No amount of e-mailing or calling or threatening (I don't think) will get me paid. AGAIN, having been a Reporter for 30 years, I KNOW the majority of Reporters are NOT like that. I did tell the person that I would pray for them --

As I said in my original post, I'm NOT looking for sympathy, just advice as to how to avoid this happening in the future. And it seems, as you say, there may really be no way to be preemptive about such things. I appreciate your advice. Cynthia
Cynthia, why do you say the reporter stiffed you. Keep after her and persistent and the reporter will get tired
of being reminded and surrender. Were you given any reason? Take her to small claims court. Present proof
that she gave you the files for you to work on. Better yet, file small claims court in your neighborhood and if
the reporter doesn't show up, you have a judgment on their record. Or report it to a collection agency. Find out
what firm the reporter works, and threaten to report a complaint to the Better Business Bureau on the court reporting agency. Threaten the agency that you're going to call their attorney client and tell them you did the preparation and got no reimbursement for that.
There are several ways to fight it, and stick up for your rights. No more victim reporter, no more victim scopist. And have fun with the battle. Good luck. If you have any more questions, please don't hesitate to ask me.
Elise
Hi, Elise. Thank you so much for the reply.

Speaking of being stiffed, the first time I spoke with this reporter over the phone, she shared with me that she had been stiffed by an agency about a year ago to the tune of $5,000. I'm beginning to wonder if that was even true.

Your advice is well-taken, but as my daily post says, "It's Already All Right". I had heard that this type of thing happens at times, but was disappointedly surprised when it came from this reporter who 'said' the same thing had happened to her.

I guess you can say I am resolved to 'taking the high road' by (hopefully) being more cautious in the future and just putting this learning experience behind me.

It may sound strange (not naive), but my sympathies go out to 'anyone' who resorts to not paying someone for an honest day's work. And that's what I endeavor to be, honest with everyone all the time. Cynthia

P.S. No, I haven't received payment, yet, but I did get a job yesterday!!!
Kara, thank you for your encouraging and kind words. I absolutely agree with you. I am going to paraphrase, kinda, sorta, also: According to Him, "It's Already All Right!" Cynthia
Just to update all those people who provided me with great advice: I got the 'check' on Thursday, and after having to go to the bank three days in a row, the 'funds' were finally available on Saturday!! Yippee!!
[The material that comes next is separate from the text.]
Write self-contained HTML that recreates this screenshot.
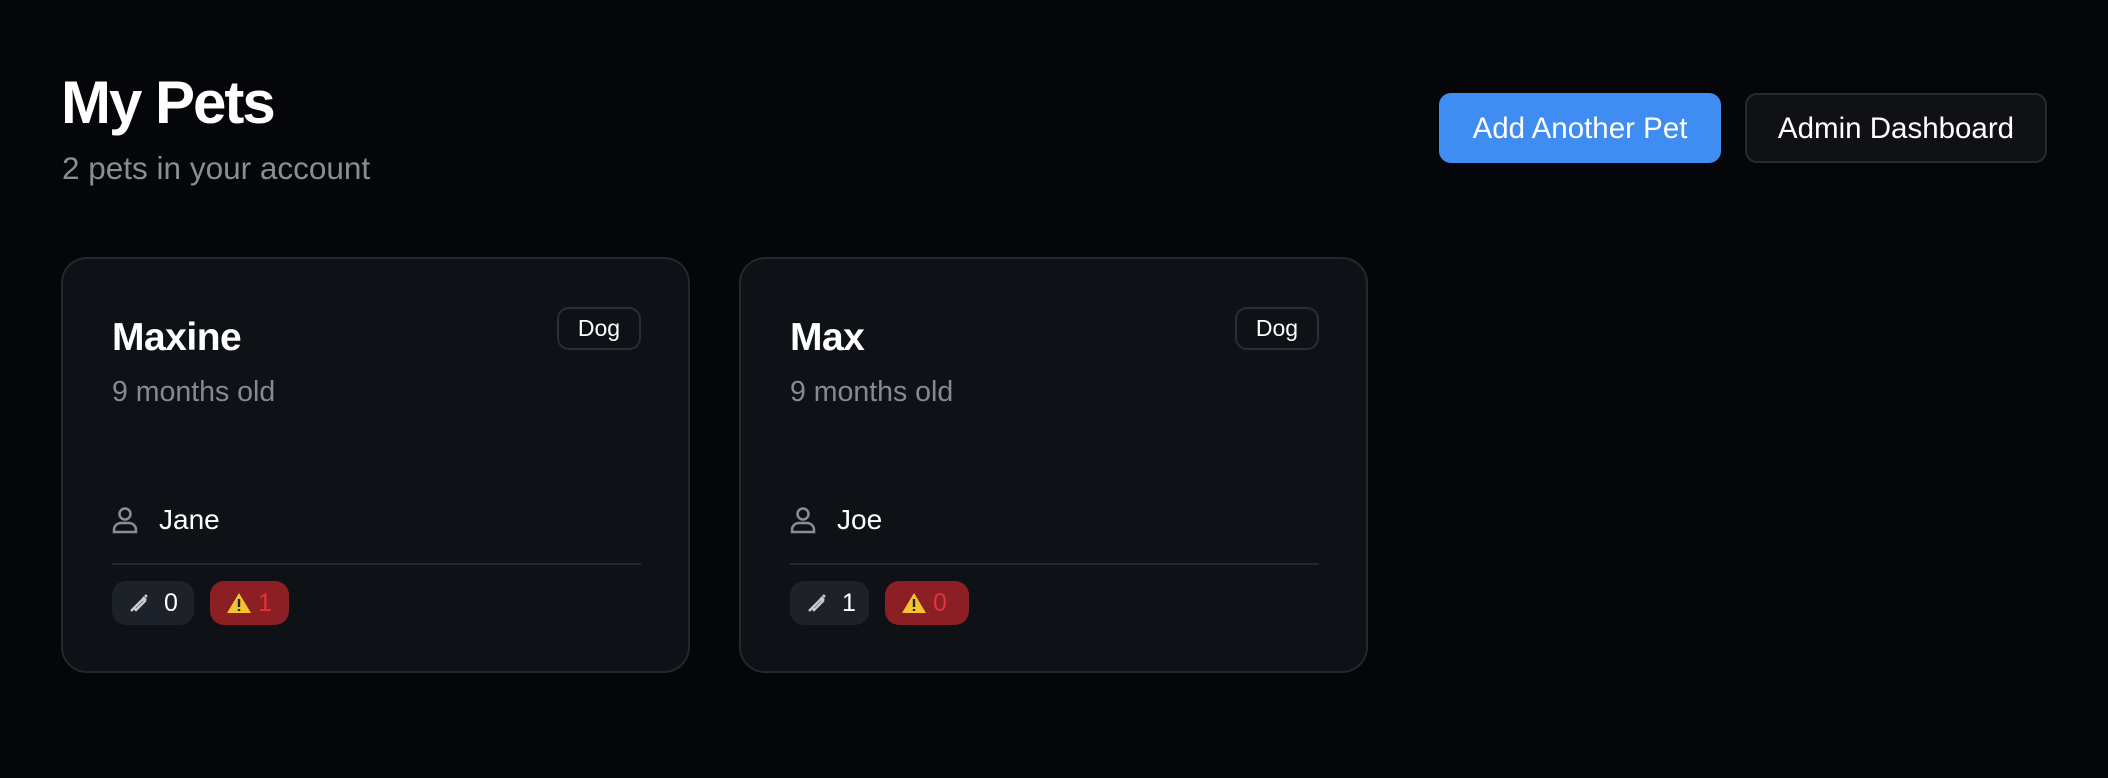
<!DOCTYPE html>
<html><head><meta charset="utf-8"><style>
*{box-sizing:border-box;margin:0;padding:0}
body{width:2108px;height:778px;background:#05060a;font-family:"Liberation Sans",sans-serif;color:#fff;position:relative;overflow:hidden}
h1{position:absolute;left:61px;top:68px;font-size:60px;font-weight:700;letter-spacing:-2px}
.sub{position:absolute;left:62px;top:150px;font-size:31.5px;color:#8a8d93}
.btn{position:absolute;top:93px;height:70px;border-radius:12px;font-size:29.5px;display:flex;align-items:center;justify-content:center;padding-top:2px}
.b1{left:1439px;width:282px;background:#3f8df2}
.b2{left:1745px;width:302px;background:#0f1115;border:2px solid #272a30}
.card{position:absolute;top:257px;width:629px;height:416px;background:#0e1116;border:2px solid #24272d;border-radius:26px}
.name{position:absolute;left:49px;top:57px;font-size:39px;font-weight:700;letter-spacing:-0.5px}
.age{position:absolute;left:49px;top:117px;font-size:28.5px;color:#868a90}
.dog{position:absolute;left:494px;top:48px;width:84px;height:43px;border:2px solid #2a2d33;border-radius:12px;font-size:23px;display:flex;align-items:center;justify-content:center}
.own{position:absolute;left:49px;top:243px;height:36px;display:flex;align-items:center;font-size:28px}
.own svg{margin-right:21px}
.hr{position:absolute;left:49px;right:47px;top:304px;height:2px;background:#24272d}
.p{position:absolute;top:322px;height:44px;border-radius:14px;display:flex;align-items:center;font-size:25px}
.p1{left:49px;width:82px;background:#1d2129;padding-left:16px}
.p2{left:147px;width:79px;background:#8b1f24;padding-left:16px;color:#e0343a}
</style></head><body>
<h1>My Pets</h1>
<div class="sub">2 pets in your account</div>
<div class="btn b1">Add Another Pet</div>
<div class="btn b2">Admin Dashboard</div>

<div class="card" style="left:61px">
<div class="name">Maxine</div><div class="age">9 months old</div><div class="dog">Dog</div>
<div class="own"><svg width="26" height="28" viewBox="0 0 26 28" fill="none" stroke="#8a8d93" stroke-width="2.5"><circle cx="13" cy="8" r="5.5"/><path d="M2 26v-2a7 7 0 0 1 7-7h8a7 7 0 0 1 7 7v2z"/></svg>Jane</div>
<div class="hr"></div>
<div class="p p1"><svg width="22" height="22" viewBox="0 0 22 22"><path d="M3 19l4-4M6 16l9-9 2 2-9 9z M15 5l3 3M17 3l2 2" stroke="#c8ccd2" stroke-width="2.4" fill="none"/></svg><span style="margin-left:14px">0</span></div>
<div class="p p2"><svg width="26" height="22" viewBox="0 0 26 22"><path d="M13 1L25 21H1z" fill="#f4c430"/><path d="M13 7v8M13 17v2" stroke="#222" stroke-width="2.4"/></svg><span style="margin-left:6px">1</span></div>
</div>

<div class="card" style="left:739px">
<div class="name">Max</div><div class="age">9 months old</div><div class="dog">Dog</div>
<div class="own"><svg width="26" height="28" viewBox="0 0 26 28" fill="none" stroke="#8a8d93" stroke-width="2.5"><circle cx="13" cy="8" r="5.5"/><path d="M2 26v-2a7 7 0 0 1 7-7h8a7 7 0 0 1 7 7v2z"/></svg>Joe</div>
<div class="hr"></div>
<div class="p p1" style="width:79px"><svg width="22" height="22" viewBox="0 0 22 22"><path d="M3 19l4-4M6 16l9-9 2 2-9 9z M15 5l3 3M17 3l2 2" stroke="#c8ccd2" stroke-width="2.4" fill="none"/></svg><span style="margin-left:14px">1</span></div>
<div class="p p2" style="left:144px;width:84px"><svg width="26" height="22" viewBox="0 0 26 22"><path d="M13 1L25 21H1z" fill="#f4c430"/><path d="M13 7v8M13 17v2" stroke="#222" stroke-width="2.4"/></svg><span style="margin-left:6px">0</span></div>
</div>
</body></html>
What I did learn from this experience (and can be applied to living life in general) is that no victory is accomplished without conflict, but we must remember to fight effectively and not hysterically.

Again, I thank you all for your advice and encouragement. Cynthia

Cynthia...when a reporter inquiry arrives asking for my scoping rates and credentials, I send my rate/reference sheet.  It specifies the page rates for different turnarounds, supplies reference names, sets out payment terms:  First job is payable immediately; thereafter, within __ days. 

If the reporter, having read this rate/reference sheet, offers to send work, I ask if the terms laid out in the sheet are agreeable.  She/he says yes.  I make a copy of the sheet and a copy of the e-mail acceptance, put it in the job folder.

It's not a guarantee that I'll get paid, but it puts the reporter on notice that there's a specific agreement between us.

I can count on one hand the number of times I've been stiffed since 1979.  Reporters are great people to work with.  Sorry you had such a hard time with this one.

Joyce Davis

 

That's wonderful news, Cynthia.  I have to tell you, though, that I've been typing/scoping for reporters for 40 years and I've only been stiffed one time.  And to be honest, I probably was only stiffed then because I was too busy to follow up on it.  Reporters are usually great people.  I try to do a small job the first time I work for a new reporter, but I don't make any special effort about getting paid.  I assume from the get-go that I'm going to be paid.  I guess that makes me a trusting person, too. 

 

Another thing that has worked in my favor is that most of my reporters are local and most of my new work comes from their passing my name to friends. 

 

Good luck in the future.  I hope you hang on to your trusting nature and that it serves you well.

Dolly

You could always ask for payment before sending the job back, but that may not fly very well.  I just used a proofer for the first time yesterday and I paid her immediately through PayPal, because she said she wanted to be paid right away just to establish a payment record with me and that I'm honest.  I had not problem with that and I paid her right away online.  You may want to request the same thing.  She was paid within 10 minutes, money in hand.